Higher Education Funding is Unfinished Business for State Legislature

Tuesday, August 19th, 2014

By Dick Ackerman and Mel Levine

Speaker of the Assembly Toni Atkins and her colleagues in the Assembly Budget Committee deserve kudos for passing SB872 to restore $100 million in desperately needed funding for California State University and the University of California. The Senate Budget Committee, in rejecting SB 872, got it wrong.

Speaker Atkins understands public higher education is our engine for growth and opportunity, and we applaud her leadership, along with her colleagues. The State Senate needs to follow suit. This leaves public higher education funding as a major piece of unfinished business for the state Legislature before August 31.

Here’s the background. The 2014-15 State Budget deal signed by Governor Brown proposed one-time additional monies for UC and CSU that would be triggered should the state receive higher than anticipated property tax revenues. Well, the state’s General Fund balance did receive a $400 million surplus from streams other than property taxes. Atkins is advocating restoration of the funding.

So, the funds are there. Let’s talk benefit and need. No one disputes that CSU and UC drive our economy and quality of life. UC alone contributes more than $14 billion in economic activity to the state—and that doesn’t include thousands of UC-related spinoffs that provide high paying jobs and contribute vital tax dollars. With such a blue chip investment available to the state, surely Sacramento takes advantage of it, right? Not.

  • A Public Policy Institute of California study found California will be one million college graduates short of economic demand by 2025 unless enrollment and graduation rates improve substantially.
  • A California Budget Project report found that State General Fund spending per student at CSU and the UC remain near the lowest point in more than 30 years.

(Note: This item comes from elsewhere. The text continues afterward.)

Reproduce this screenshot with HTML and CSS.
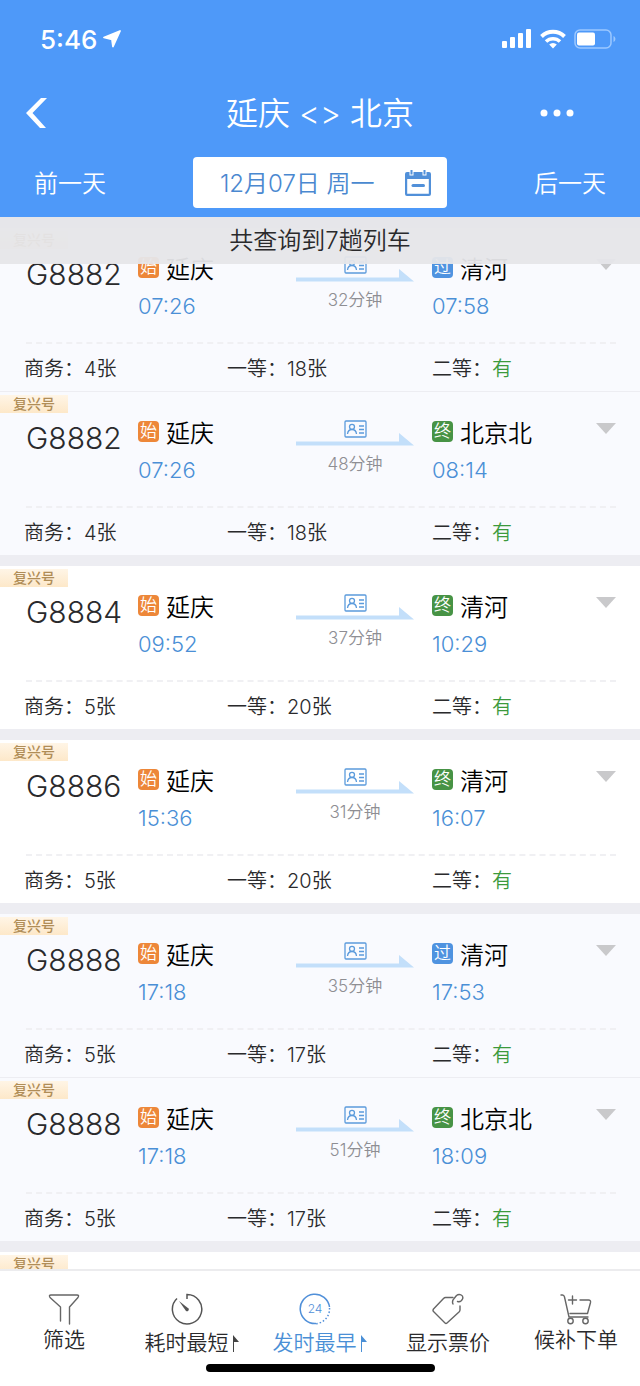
FILE: index.html
```
<!DOCTYPE html>
<html lang="zh-CN">
<head>
  <meta charset="UTF-8">
  <meta name="viewport" content="width=device-width, initial-scale=1.0">
  <title>延庆 - 北京</title>
  <link rel="stylesheet" href="styles.css">
</head>
<body>
  <header class="header">
    <div class="status">
      <div class="clock">
        <span>5:46</span>
        <svg width="18" height="18" viewBox="0 0 18 18"><path d="M17 1L10 16.500L9 9.500L1 7.500Z" fill="#fff" stroke="#fff" stroke-width="1.800" stroke-linejoin="round"/></svg>
      </div>
      <div class="signals">
        <svg width="30" height="20" viewBox="0 0 30 20" fill="#fff">
          <rect x="0" y="12" width="5" height="7" rx="1"/>
          <rect x="8" y="8" width="5" height="11" rx="1"/>
          <rect x="16" y="4" width="5" height="15" rx="1"/>
          <rect x="24" y="0" width="5" height="19" rx="1"/>
        </svg>
        <svg width="26" height="20" viewBox="0 0 26 20" fill="none" stroke="#fff" stroke-width="4">
          <path d="M1.500 7.500a16.500 16.500 0 0 1 23 0"/>
          <path d="M6 12.500a10 10 0 0 1 14 0" stroke-width="3.500"/>
          <path d="M13 19.500l-3.800-4a5.500 5.500 0 0 1 7.600 0z" fill="#fff" stroke="none"/>
        </svg>
        <svg width="42" height="20" viewBox="0 0 42 20">
          <rect x="1" y="1" width="36" height="18" rx="5" fill="none" stroke="#9cc8ff" stroke-width="1.500"/>
          <rect x="3" y="3.500" width="18" height="13" rx="2" fill="#fff"/>
          <path d="M39.500 7v6c2.500-1 2.500-5 0-6z" fill="#9cc8ff"/>
        </svg>
      </div>
    </div>

    <div class="title-bar">
      <button class="icon-btn" aria-label="返回">
        <svg width="22" height="30" viewBox="0 0 22 30"><path d="M15 0h6L6.500 15L20 30h-6L0 15Z" fill="#fff"/></svg>
      </button>
      <h1>延庆 &lt;&gt; 北京</h1>
      <button class="icon-btn more" aria-label="更多">
        <svg width="34" height="8" viewBox="0 0 34 8" fill="#fff"><circle cx="4" cy="4" r="3.500"/><circle cx="17" cy="4" r="3.500"/><circle cx="30" cy="4" r="3.500"/></svg>
      </button>
    </div>

    <div class="date-bar">
      <button class="day-btn">前一天</button>
      <button class="date-btn">
        <span>12月07日 周一</span>
        <svg width="26" height="26" viewBox="0 0 26 26">
          <path d="M2 2h2.500v3.500h4V2h9v3.500h4V2H24q2 0 2 2v20q0 2-2 2H2q-2 0-2-2V4q0-2 2-2zM2.200 9v14.800h21.600V9z" fill="#5190d9" fill-rule="evenodd"/>
          <path d="M6.500 0v4.500M19.500 0v4.500" stroke="#5190d9" stroke-width="2"/>
          <path d="M8 15.500h10.500" stroke="#5190d9" stroke-width="3" stroke-linecap="round"/>
        </svg>
      </button>
      <button class="day-btn">后一天</button>
    </div>
  </header>

  <main class="results">
    <p class="summary">共查询到7趟列车</p>
    <div class="list" id="train-list"></div>
  </main>

  <nav class="tabbar">
    <div class="tabs">
      <button class="tab tab-plain">
        <svg width="32" height="32" viewBox="0 0 32 32" fill="none" stroke="#666" stroke-width="1.400" stroke-linejoin="round" stroke-linecap="round">
          <path d="M12.500 28V14L2 4.500Q.500 2 3 2h26q2.500 0 1 2.500L21.500 14v17"/>
        </svg>
        <span>筛选</span>
      </button>
      <button class="tab">
        <svg class="dial" width="32" height="32" viewBox="0 0 32 32" fill="none" stroke="#555" stroke-width="1.500">
          <path d="M16 6V1.500A14.700 14.700 0 1 1 6 5.500"/>
          <path d="M8 8l9.500 7.500a1.800 1.800 0 0 1-2.500 2.500z" fill="#555" stroke="none"/>
        </svg>
        <span class="sort">耗时最短<svg width="8" height="17" viewBox="0 0 8 17"><path d="M1 0l6 7H2v10H1z" fill="#444"/></svg></span>
      </button>
      <button class="tab active">
        <svg class="dial" width="32" height="32" viewBox="0 0 32 32" fill="none" stroke="#5190d9" stroke-width="1.500">
          <path d="M17 30.500A14.700 14.700 0 1 1 30.500 14"/>
          <path d="M30.500 15A14.700 14.700 0 0 1 16 30.700" stroke-dasharray="1.500 2"/>
          <text class="hours" x="16" y="20" text-anchor="middle">24</text>
        </svg>
        <span class="sort">发时最早<svg width="8" height="17" viewBox="0 0 8 17"><path d="M1 0l6 7H2v10H1z" fill="#4a8fd6"/></svg></span>
      </button>
      <button class="tab">
        <svg width="32" height="32" viewBox="0 0 32 32" fill="none" stroke="#666" stroke-width="1.400" stroke-linejoin="round" stroke-linecap="round">
          <path d="M21 4.500h-7.500q-1 0-2 1L1.500 16q-1 1.500 0 2.500L13 30q1 1 2 0L27 19q1-1 1-2v-4"/>
          <path d="M21 11q-1.500-3 1.500-6l2-2.500c3-2.500 7.500 0 6 3.500-1 2.500-3 3-5 2.500"/>
        </svg>
        <span>显示票价</span>
      </button>
      <button class="tab tab-plain">
        <svg width="32" height="32" viewBox="0 0 32 32" fill="none" stroke="#666" stroke-width="1.400" stroke-linejoin="round" stroke-linecap="round">
          <path d="M1 2h1.500q1.500 0 2 2l4.500 20h19"/>
          <path d="M10 20.500h17.500L30.500 9.500q.500-2.500-2-2.500H20"/>
          <path d="M12.500 3v8M8.500 7h8"/>
          <circle cx="10.500" cy="28" r="2.700"/><circle cx="25.500" cy="28" r="2.700"/>
        </svg>
        <span>候补下单</span>
      </button>
    </div>
    <div class="home-indicator"></div>
  </nav>

  <script>
    const trains = [
      { no: 'G8882', start: '07:26', mins: 32, type: 'pass', to: '清河', end: '07:58', biz: 4, first: 18, tint: true, joined: true },
      { no: 'G8882', start: '07:26', mins: 48, type: 'last', to: '北京北', end: '08:14', biz: 4, first: 18, tint: true },
      { no: 'G8884', start: '09:52', mins: 37, type: 'last', to: '清河', end: '10:29', biz: 5, first: 20 },
      { no: 'G8886', start: '15:36', mins: 31, type: 'last', to: '清河', end: '16:07', biz: 5, first: 20 },
      { no: 'G8888', start: '17:18', mins: 35, type: 'pass', to: '清河', end: '17:53', biz: 5, first: 17, tint: true, joined: true },
      { no: 'G8888', start: '17:18', mins: 51, type: 'last', to: '北京北', end: '18:09', biz: 5, first: 17, tint: true }
    ];
    const tagText = { pass: '过', last: '终' };

    // joined = same train continues in the next card, thin line instead of a gap
    const cards = trains.map(t => `
      <article class="card ${t.tint ? 'tint' : ''} ${t.joined ? 'joined' : ''}">
        <div class="badge">复兴号</div>
        <div class="trip">
          <h2 class="number">${t.no}</h2>
          <div>
            <div class="station"><span class="tag first">始</span>延庆</div>
            <div class="time">${t.start}</div>
          </div>
          <div class="route">
            <svg width="118" height="26" viewBox="0 0 118 26">
              <path d="M0 21.500h103V13l15 12.500H0z" fill="#c3dffa"/>
              <g fill="none" stroke="#5b9bdc" stroke-width="1.300">
                <rect x="49" y="1" width="21" height="16" rx="1"/>
                <circle cx="56" cy="6.800" r="2.500"/>
                <path d="M51.500 14q.500-4.500 4.500-4.500t4.500 4.500M63 6h5M63 9.500h5M63 13h5"/>
              </g>
            </svg>
            <span>${t.mins}分钟</span>
          </div>
          <div>
            <div class="station"><span class="tag ${t.type}">${tagText[t.type]}</span>${t.to}</div>
            <div class="time">${t.end}</div>
          </div>
          <button class="expand" aria-label="展开">
            <svg width="20" height="11" viewBox="0 0 20 11"><path d="M0 0h20L10 11z" fill="#c9c9cb"/></svg>
          </button>
        </div>
        <div class="seats">
          <span>商务：${t.biz}张</span>
          <span>一等：${t.first}张</span>
          <span>二等：<b>有</b></span>
        </div>
      </article>`);

    cards.push('<article class="card stub"><div class="badge">复兴号</div></article>');
    document.getElementById('train-list').innerHTML = cards.join('');
  </script>
</body>
</html>
```
FILE: styles.css
```
* {
  box-sizing: border-box;
}
body {
  margin: 0;
  height: 100vh;
  display: flex;
  flex-direction: column;
  font-family: Inter, "Noto Sans CJK SC", sans-serif;
  font-weight: 350;
  color: #2a2a2c;
  background: #fff;
}
h1, h2, p {
  margin: 0;
  font-weight: inherit;
}
svg {
  display: block;
  flex: none;
}
button {
  padding: 0;
  border: none;
  background: none;
  font: inherit;
  color: inherit;
  cursor: pointer;
}

/* header */
.header {
  background: #4e99f9;
  color: #fff;
}
.status {
  display: flex;
  justify-content: space-between;
  align-items: center;
  height: 78px;
  padding: 0 24px 0 40px;
}
.clock {
  display: flex;
  align-items: center;
  gap: 6px;
  font-size: 26px;
  font-weight: 500;
}
.signals {
  display: flex;
  align-items: center;
  gap: 8px;
}
.title-bar {
  display: grid;
  grid-template-columns: 1fr auto 1fr;
  align-items: center;
  height: 70px;
  padding: 0 66px 0 26px;
}
.title-bar h1 {
  font-size: 32px;
  padding: 0 0 4px 40px;
}
.icon-btn {
  justify-self: start;
}
.more {
  justify-self: end;
}
.date-bar {
  display: grid;
  grid-template-columns: 5fr 8fr 5fr;
  align-items: center;
  height: 69px;
  padding: 0 34px;
  font-size: 24px;
}
.day-btn {
  padding-bottom: 2px;
  text-align: left;
  white-space: nowrap;
}
.day-btn:last-child {
  text-align: right;
}
.date-btn {
  display: flex;
  justify-content: space-between;
  align-items: center;
  height: 51px;
  padding: 0 16px 0 27px;
  border-radius: 4px;
  background: #fff;
  color: #4a88d0;
}
.date-btn span {
  padding-bottom: 2px;
}

/* results */
.results {
  position: relative;
  flex: 1;
  min-height: 0;
  overflow: hidden;
  background: #ededf2;
}
.summary {
  position: absolute;
  top: 0;
  left: 0;
  right: 0;
  z-index: 1;
  line-height: 47px;
  text-align: center;
  font-size: 24px;
  background: rgba(230, 230, 233, 0.95);
}
.list {
  padding-top: 11px;
}
.card {
  margin-bottom: 11px;
  padding-top: 3px;
  background: #fff;
}
.card.tint {
  background: #f9fafe;
}
.card.joined {
  margin-bottom: 1px;
}
.card.stub {
  margin-bottom: 0;
}
.badge {
  width: 68px;
  padding-left: 13px;
  line-height: 18px;
  font-size: 14px;
  font-weight: 500;
  color: #b08d57;
  background: linear-gradient(to bottom, #fff5e6, #fde8c9);
}
.trip {
  display: grid;
  grid-template-columns: 112fr 158fr 136fr 164fr 20px;
  align-items: start;
  margin: 0 24px 0 26px;
  padding: 7px 0 22px;
  border-bottom: 2px dashed #f0f0f3;
}
.number {
  font-size: 30px;
  line-height: 36px;
}
.station {
  display: flex;
  align-items: center;
  gap: 7px;
  height: 23px;
  font-size: 24px;
  white-space: nowrap;
  color: #000;
}
.tag {
  width: 21px;
  line-height: 21px;
  border-radius: 4px;
  text-align: center;
  font-size: 17px;
  color: #fff;
}
.tag.first {
  background: #ed8739;
}
.tag.pass {
  background: #4f93e0;
}
.tag.last {
  background: #479345;
}
.time {
  margin-top: 13px;
  line-height: 28px;
  font-size: 22px;
  color: #4a8fd6;
}
.route {
  display: flex;
  flex-direction: column;
  width: 118px;
  gap: 6px;
  text-align: center;
  line-height: 24px;
  font-size: 17px;
  color: #8e8e93;
}
.expand {
  margin-top: 3px;
}
.seats {
  display: grid;
  grid-template-columns: 203fr 205fr 184fr;
  align-items: center;
  height: 47px;
  margin: 0 24px;
  font-size: 20px;
}
.seats b {
  font-weight: inherit;
  color: #3c9a3c;
}

/* bottom bar */
.tabbar {
  padding: 22px 0 14px;
  border-top: 2px solid #ececee;
  background: #fff;
}
.tabs {
  display: grid;
  grid-template-columns: repeat(5, 1fr);
  align-items: start;
}
.tab {
  display: flex;
  flex-direction: column;
  align-items: center;
  gap: 4px;
  line-height: 28px;
  font-size: 21px;
  white-space: nowrap;
}
.tab-plain {
  gap: 1px;
}
.dial {
  margin-right: 11px;
}
.sort {
  display: flex;
  align-items: center;
  gap: 3px;
}
.active {
  color: #4a8fd6;
}
.hours {
  font-size: 12px;
  fill: #5190d9;
  stroke: none;
}
.home-indicator {
  width: 229px;
  height: 8px;
  margin: 7px auto 0;
  border-radius: 4px;
  background: #000;
}
```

It’s also important to keep two things in mind regarding the budget. First, while Gov. Brown and the state Legislature increased general fund revenues for UC and CSU by five percent, that was only about a 2.5 percent increase overall because tuition and fees, which pay about half the cost of educating UC and CSU students, have been frozen. Second, the budget failed to include any funding for enrollment growth, despite the fact that UC and CSU are already educating more than 23,000 California students for which they are not being paid by the state. That translates to a $190 million budget shortfall.

When viewed in this light, state support is anemic. The need for one-time funds is also serious, to help address the need for deferred maintenance, instructional equipment, graduate student support and other essentials. We could go on. But, we prefer to focus on the positive. We’re particularly encouraged that SB 872 would make the $100 million permanent in 2015-16 and beyond, depending upon the economic recovery and contingent upon state General Fund growth being used to increase California enrollment and improving student services. That’s a smart approach.

The California Coalition for Public Higher Education was formed to re-prioritize public higher education in Sacramento and help us ensure an accessible, high quality university education is available to all Californians. For the first time, in a long time, key leaders in Sacramento have stepped up to say YES to public higher education. We hope the California Legislature will hit a home run for all of California.

Dick Ackerman and Mel Levine co-chair the California Coalition for Public Higher Education. Ackerman (R) is a former California State Senate Leader and Assemblyman, and Levine (D) is a former U.S. Congressman and State Assemblyman.